Chasing Ghosts - Glenn Rolfe

Chasing Ghosts, the latest horror novella from Glenn Rolfe, is a perfectly good read to while away a few hours with. I suspect, though, that I would have enjoyed it even more if had been expanded into a full-length novel.

 

The gist of this story is simple, and a common enough trope in horror stories - people getting mauled and killed by backwoods cannibal killers. It's familiar and doesn't exactly break new ground, and is essentially a cabin in the woods slasher movie in print form. I can generally accept derivative storytelling as long as it entertains and is at least well written. Thankfully, Chasing Ghosts succeeds in these two elements and provided me with several hours of enjoyment over a Saturday afternoon.

 

Novellas can be tricky things, though. They're longer than short stories, but not as long as novels. In my opinion, they work best when the focus is tight and centered on only a few characters in a small setting. There's an intimacy to novellas in the way they pack a powerful punch in a small package.

 

Chasing Ghosts, however, often feels like a much larger story struggling to fit into its confines. There's a lot of characters that we never really get to become deeply familiar with, and we're told all we're allowed to know about them almost as soon as they arrive on the page - Derek is a cheating husband, Mike's a good guy, Walt is the aging sheriff with a bad back, and there's a trio of punk rockers performing at a backwoods cabin party who are all pretty much interchangeable from one another. We don't get to know much about what makes these characters tick beyond these brief descriptors, which makes them easy, bland fodder once the killing begins. Unfortunately, we're given little reason to care. Some of these victims get particularly grisly treatment, and imagining the violence inflicted upon them is hair-raising enough, but I couldn't quite latch onto anybody in particular to root for or identify with.
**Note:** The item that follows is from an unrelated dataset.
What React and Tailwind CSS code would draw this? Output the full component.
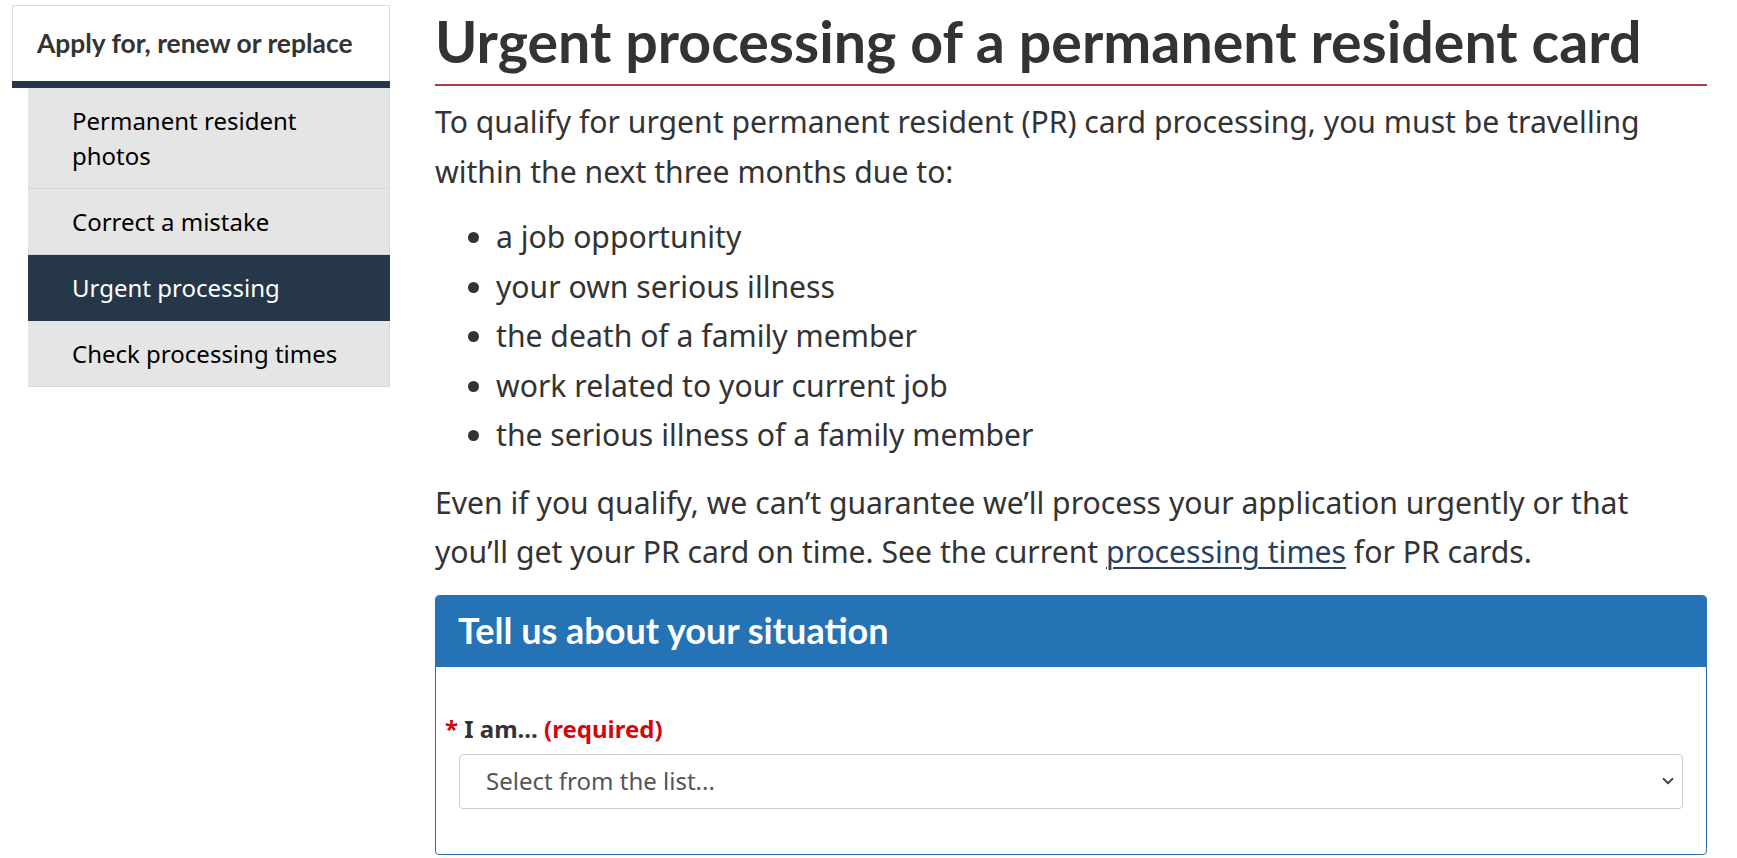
import { ChevronDown } from 'lucide-react';

// Sidebar entries; the active one gets the dark navy background
const MENU = [
  { label: 'Permanent resident photos', active: false },
  { label: 'Correct a mistake', active: false },
  { label: 'Urgent processing', active: true },
  { label: 'Check processing times', active: false },
];

const REASONS = [
  'a job opportunity',
  'your own serious illness',
  'the death of a family member',
  'work related to your current job',
  'the serious illness of a family member',
];

function Sidebar() {
  return (
    <aside className="ml-[12px] w-[378px] shrink-0 pt-[5px]">
      {/* ── Section heading ── */}
      <div className="flex h-[76px] items-center border border-b-0 border-[#ddd] pl-[24px]">
        <span className="font-['Lato',sans-serif] text-[26.4px] font-bold text-[#333]">
          Apply for, renew or replace
        </span>
      </div>
      <div className="h-[7px] bg-[#26374a]" />

      {/* ── Sub pages ── */}
      <ul className="ml-[16px]">
        {MENU.map(({ label, active }) => (
          <li
            key={label}
            className={
              active
                ? 'border-b border-[#26374a] bg-[#26374a] py-[15px] pl-[44px] pr-[20px] text-[24px] leading-[35px] text-white'
                : label.startsWith('Permanent')
                  ? 'border-b border-r border-[#d8d8d8] bg-[#e5e5e5] py-[15px] pl-[44px] pr-[60px] text-[24px] leading-[35px] text-black'
                  : 'border-b border-r border-[#d8d8d8] bg-[#e5e5e5] py-[15px] pl-[44px] pr-[10px] text-[24px] leading-[35px] text-black'
            }
          >
            {label}
          </li>
        ))}
      </ul>
    </aside>
  );
}

export default function App() {
  return (
    <div className="flex h-[858px] w-[1737px] overflow-hidden bg-white font-['Noto_Sans',sans-serif] text-[#333]">
      <Sidebar />

      {/* ── Main column ── */}
      <main className="ml-[45px] w-[1272px] shrink-0">
        <h1 className="mt-[9px] border-b-2 border-[#af3c43] pb-[12px] font-['Lato',sans-serif] text-[57.3px] font-bold leading-[1.1] text-[#333]">
          Urgent processing of a permanent resident card
        </h1>

        <p className="mb-[16px] mt-[11px] max-w-[1230px] text-[30.15px] leading-[49.5px]">
          To qualify for urgent permanent resident (PR) card processing, you must be travelling within the next three months due to:
        </p>

        <ul className="mb-[18px] list-disc pl-[61px] text-[30.15px] leading-[49.5px]">
          {REASONS.map((r) => (
            <li key={r}>{r}</li>
          ))}
        </ul>

        <p className="max-w-[1230px] text-[30.15px] leading-[49.5px]">
          Even if you qualify, we can’t guarantee we’ll process your application urgently or that you’ll get your PR card on time. See the current{' '}
          <a href="#" className="text-[#284162] underline decoration-[2px] underline-offset-[4px]">
            processing times
          </a>{' '}
          for PR cards.
        </p>

        {/* ── Situation panel ── */}
        <section className="mt-[18px] overflow-hidden rounded-[4px] border border-[#2572b4]">
          <div className="flex h-[71px] items-center bg-[#2572b4] pl-[22px]">
            <h2 className="font-['Lato',sans-serif] text-[36px] font-bold leading-[1.1] text-white">
              Tell us about your situation
            </h2>
          </div>
          <div className="pb-[45px] pt-[45px]">
            <label className="block pl-[9px] text-[24px] font-bold leading-[34px] text-[#333]">
              <span className="text-[#d3080c]">*</span> I am...{' '}
              <span className="text-[#d3080c]">(required)</span>
            </label>
            <div className="relative mx-[23px] mt-[8px]">
              <select className="h-[55px] w-full appearance-none rounded-[4px] border border-[#ccc] bg-white pl-[26px] text-[24px] text-[#555]">
                <option>Select from the list...</option>
              </select>
              <ChevronDown
                size={18}
                strokeWidth={2.5}
                className="pointer-events-none absolute right-[6px] top-1/2 -translate-y-1/2 text-[#444]"
              />
            </div>
          </div>
        </section>
      </main>
    </div>
  );
}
This book is all about the squirm factor. Characters are dispatched with frightening enough regularity to make George R.R. Martin proud, and the cannibal killers are a potent, if one-dimensional, force.

 

This review is perhaps overly critical and negative-sounding, although I actually did enjoy the time I spent with Rolfe's story. There are good ideas here, and glimmers of a larger story that really needed more time and space to develop into something stronger. As far as quick reads with a high body count goes, this fits the bill well enough. Chasing Ghosts is a fun, dirty piece of work that makes for a few hours worth of enjoyable escapism, despite lacking a tight narrative focus or rich enough characters to make a long-lasting impression. Rolfe clearly has talent, though, and he's an author I'll be keeping an eye on to see how he develops.

 

[Note: This review is based on an advanced copy provided by Sinister Grin Press via Hook of a Book Media and Publicity.]